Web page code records
....

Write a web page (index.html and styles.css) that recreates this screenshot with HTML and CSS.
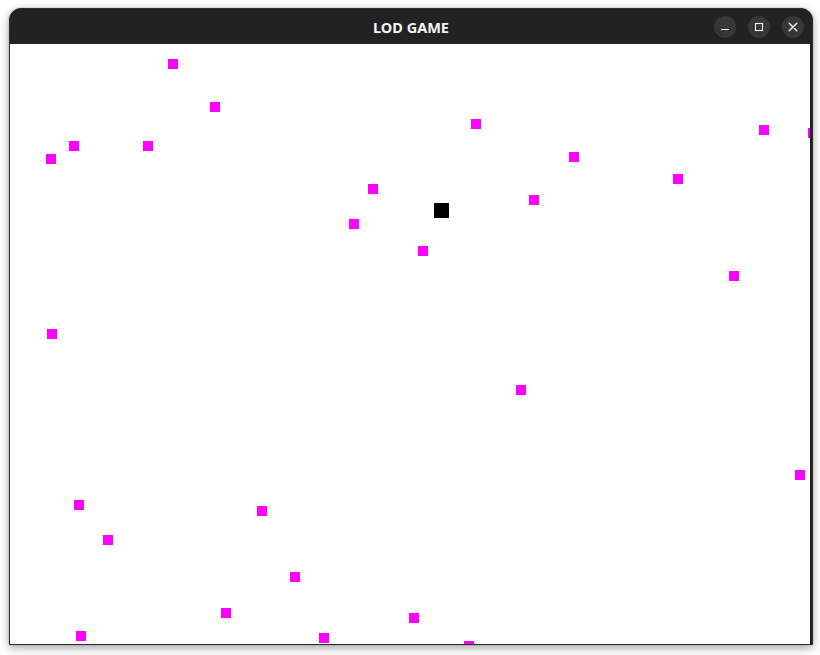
FILE: index.html
```html
<!DOCTYPE html>
<html>
<head>
<meta charset="utf-8">
<title>LOD GAME</title>
<link rel="stylesheet" href="styles.css">
</head>
<body>
<div class="window">
  <div class="titlebar">
    <div class="title">LOD GAME</div>
    <div class="controls">
      <button class="ctl" aria-label="Minimize">
        <svg width="10" height="10" viewBox="0 0 10 10"><line x1="1" y1="7.5" x2="9" y2="7.5" stroke="#f2f2f2" stroke-width="1.2"/></svg>
      </button>
      <button class="ctl" aria-label="Maximize">
        <svg width="10" height="10" viewBox="0 0 10 10"><rect x="1.5" y="1.5" width="7" height="7" fill="none" stroke="#f2f2f2" stroke-width="1.1"/></svg>
      </button>
      <button class="ctl" aria-label="Close">
        <svg width="10" height="10" viewBox="0 0 10 10"><path d="M1.2 1.2 L8.8 8.8 M8.8 1.2 L1.2 8.8" stroke="#f2f2f2" stroke-width="1.4" stroke-linecap="round"/></svg>
      </button>
    </div>
  </div>
  <div class="canvas">
    <div class="dot" style="left:158px;top:15px"></div>
    <div class="dot" style="left:200px;top:58px"></div>
    <div class="dot" style="left:59px;top:97px"></div>
    <div class="dot" style="left:133px;top:97px"></div>
    <div class="dot" style="left:36px;top:110px"></div>
    <div class="dot" style="left:358px;top:140px"></div>
    <div class="dot" style="left:339px;top:175px"></div>
    <div class="dot" style="left:408px;top:202px"></div>
    <div class="dot" style="left:461px;top:75px"></div>
    <div class="dot" style="left:749px;top:81px"></div>
    <div class="dot" style="left:798px;top:84px"></div>
    <div class="dot" style="left:559px;top:108px"></div>
    <div class="dot" style="left:663px;top:130px"></div>
    <div class="dot" style="left:519px;top:151px"></div>
    <div class="dot" style="left:719px;top:227px"></div>
    <div class="dot" style="left:37px;top:285px"></div>
    <div class="dot" style="left:506px;top:341px"></div>
    <div class="dot" style="left:785px;top:426px"></div>
    <div class="dot" style="left:64px;top:456px"></div>
    <div class="dot" style="left:247px;top:462px"></div>
    <div class="dot" style="left:93px;top:491px"></div>
    <div class="dot" style="left:280px;top:528px"></div>
    <div class="dot" style="left:211px;top:564px"></div>
    <div class="dot" style="left:399px;top:569px"></div>
    <div class="dot" style="left:66px;top:587px"></div>
    <div class="dot" style="left:309px;top:589px"></div>
    <div class="dot" style="left:454px;top:597px"></div>
    <div class="player" style="left:424px;top:159px"></div>
  </div>
</div>
</body>
</html>
```
FILE: styles.css
```css
html, body {
  margin: 0;
  padding: 0;
  background: #ffffff;
}
body {
  width: 820px;
  height: 655px;
  overflow: hidden;
  padding-top: 8px;
  padding-left: 9px;
  box-sizing: border-box;
}
.window {
  width: 802px;
  border: 1px solid #2e2e2e;
  border-radius: 12px 12px 0 0;
  overflow: hidden;
  box-shadow: 0 3px 10px rgba(0, 0, 0, 0.35), 0 0 2px rgba(0, 0, 0, 0.25);
  background: #222222;
}
.titlebar {
  position: relative;
  height: 35px;
  background: #222222;
  display: flex;
  align-items: center;
  justify-content: center;
}
.title {
  font-family: "Noto Sans", "DejaVu Sans", sans-serif;
  font-weight: 700;
  font-size: 14.5px;
  color: #f5f5f5;
  letter-spacing: 0;
}
.controls {
  position: absolute;
  right: 8px;
  top: 7px;
  display: flex;
  gap: 12px;
}
.ctl {
  width: 22px;
  height: 22px;
  border-radius: 50%;
  border: none;
  padding: 0;
  background: #373737;
  display: flex;
  align-items: center;
  justify-content: center;
}
.ctl svg {
  display: block;
}
.canvas {
  position: relative;
  width: 800px;
  height: 600px;
  background: #ffffff;
  overflow: hidden;
}
.dot {
  position: absolute;
  width: 10px;
  height: 10px;
  background: #ff00ff;
}
.player {
  position: absolute;
  width: 15px;
  height: 15px;
  background: #000000;
}
```
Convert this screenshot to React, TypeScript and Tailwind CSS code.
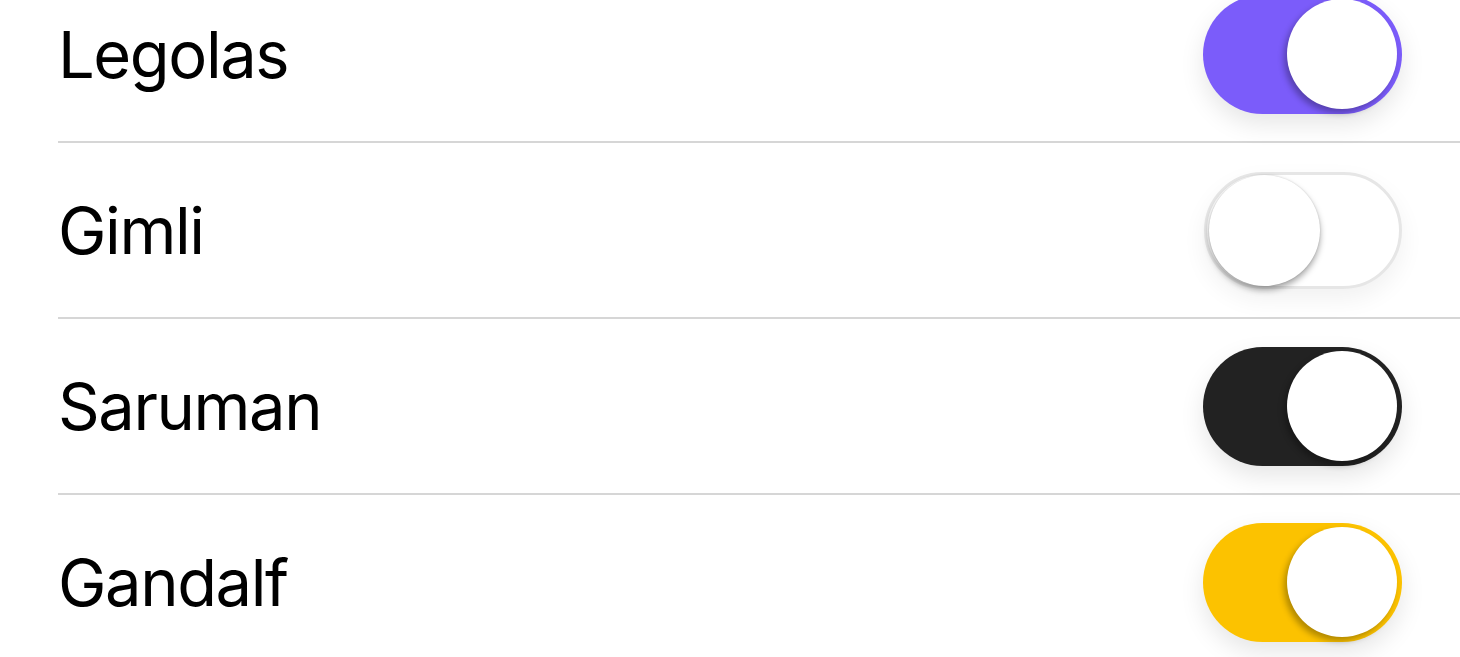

....

_Exercise description:_ Drop the pictures and reproduce the rest of the entries above exactly.

_Solution to this exercise:_
Write a web page (index.html and styles.css) that recreates this screenshot with HTML and CSS.
FILE: index.html
```html
<!DOCTYPE html>
<html>
<head>
<meta charset="utf-8">
<title>LOD GAME</title>
<link rel="stylesheet" href="styles.css">
</head>
<body>
<div class="window">
  <div class="titlebar">
    <div class="title">LOD GAME</div>
    <div class="controls">
      <button class="ctl" aria-label="Minimize">
        <svg width="10" height="10" viewBox="0 0 10 10"><line x1="1" y1="7.5" x2="9" y2="7.5" stroke="#f2f2f2" stroke-width="1.2"/></svg>
      </button>
      <button class="ctl" aria-label="Maximize">
        <svg width="10" height="10" viewBox="0 0 10 10"><rect x="1.5" y="1.5" width="7" height="7" fill="none" stroke="#f2f2f2" stroke-width="1.1"/></svg>
      </button>
      <button class="ctl" aria-label="Close">
        <svg width="10" height="10" viewBox="0 0 10 10"><path d="M1.2 1.2 L8.8 8.8 M8.8 1.2 L1.2 8.8" stroke="#f2f2f2" stroke-width="1.4" stroke-linecap="round"/></svg>
      </button>
    </div>
  </div>
  <div class="canvas">
    <div class="dot" style="left:158px;top:15px"></div>
    <div class="dot" style="left:200px;top:58px"></div>
    <div class="dot" style="left:59px;top:97px"></div>
    <div class="dot" style="left:133px;top:97px"></div>
    <div class="dot" style="left:36px;top:110px"></div>
    <div class="dot" style="left:358px;top:140px"></div>
    <div class="dot" style="left:339px;top:175px"></div>
    <div class="dot" style="left:408px;top:202px"></div>
    <div class="dot" style="left:461px;top:75px"></div>
    <div class="dot" style="left:749px;top:81px"></div>
    <div class="dot" style="left:798px;top:84px"></div>
    <div class="dot" style="left:559px;top:108px"></div>
    <div class="dot" style="left:663px;top:130px"></div>
    <div class="dot" style="left:519px;top:151px"></div>
    <div class="dot" style="left:719px;top:227px"></div>
    <div class="dot" style="left:37px;top:285px"></div>
    <div class="dot" style="left:506px;top:341px"></div>
    <div class="dot" style="left:785px;top:426px"></div>
    <div class="dot" style="left:64px;top:456px"></div>
    <div class="dot" style="left:247px;top:462px"></div>
    <div class="dot" style="left:93px;top:491px"></div>
    <div class="dot" style="left:280px;top:528px"></div>
    <div class="dot" style="left:211px;top:564px"></div>
    <div class="dot" style="left:399px;top:569px"></div>
    <div class="dot" style="left:66px;top:587px"></div>
    <div class="dot" style="left:309px;top:589px"></div>
    <div class="dot" style="left:454px;top:597px"></div>
    <div class="player" style="left:424px;top:159px"></div>
  </div>
</div>
</body>
</html>
```
FILE: styles.css
```css
html, body {
  margin: 0;
  padding: 0;
  background: #ffffff;
}
body {
  width: 820px;
  height: 655px;
  overflow: hidden;
  padding-top: 8px;
  padding-left: 9px;
  box-sizing: border-box;
}
.window {
  width: 802px;
  border: 1px solid #2e2e2e;
  border-radius: 12px 12px 0 0;
  overflow: hidden;
  box-shadow: 0 3px 10px rgba(0, 0, 0, 0.35), 0 0 2px rgba(0, 0, 0, 0.25);
  background: #222222;
}
.titlebar {
  position: relative;
  height: 35px;
  background: #222222;
  display: flex;
  align-items: center;
  justify-content: center;
}
.title {
  font-family: "Noto Sans", "DejaVu Sans", sans-serif;
  font-weight: 700;
  font-size: 14.5px;
  color: #f5f5f5;
  letter-spacing: 0;
}
.controls {
  position: absolute;
  right: 8px;
  top: 7px;
  display: flex;
  gap: 12px;
}
.ctl {
  width: 22px;
  height: 22px;
  border-radius: 50%;
  border: none;
  padding: 0;
  background: #373737;
  display: flex;
  align-items: center;
  justify-content: center;
}
.ctl svg {
  display: block;
}
.canvas {
  position: relative;
  width: 800px;
  height: 600px;
  background: #ffffff;
  overflow: hidden;
}
.dot {
  position: absolute;
  width: 10px;
  height: 10px;
  background: #ff00ff;
}
.player {
  position: absolute;
  width: 15px;
  height: 15px;
  background: #000000;
}
```
Convert this screenshot to React, TypeScript and Tailwind CSS code.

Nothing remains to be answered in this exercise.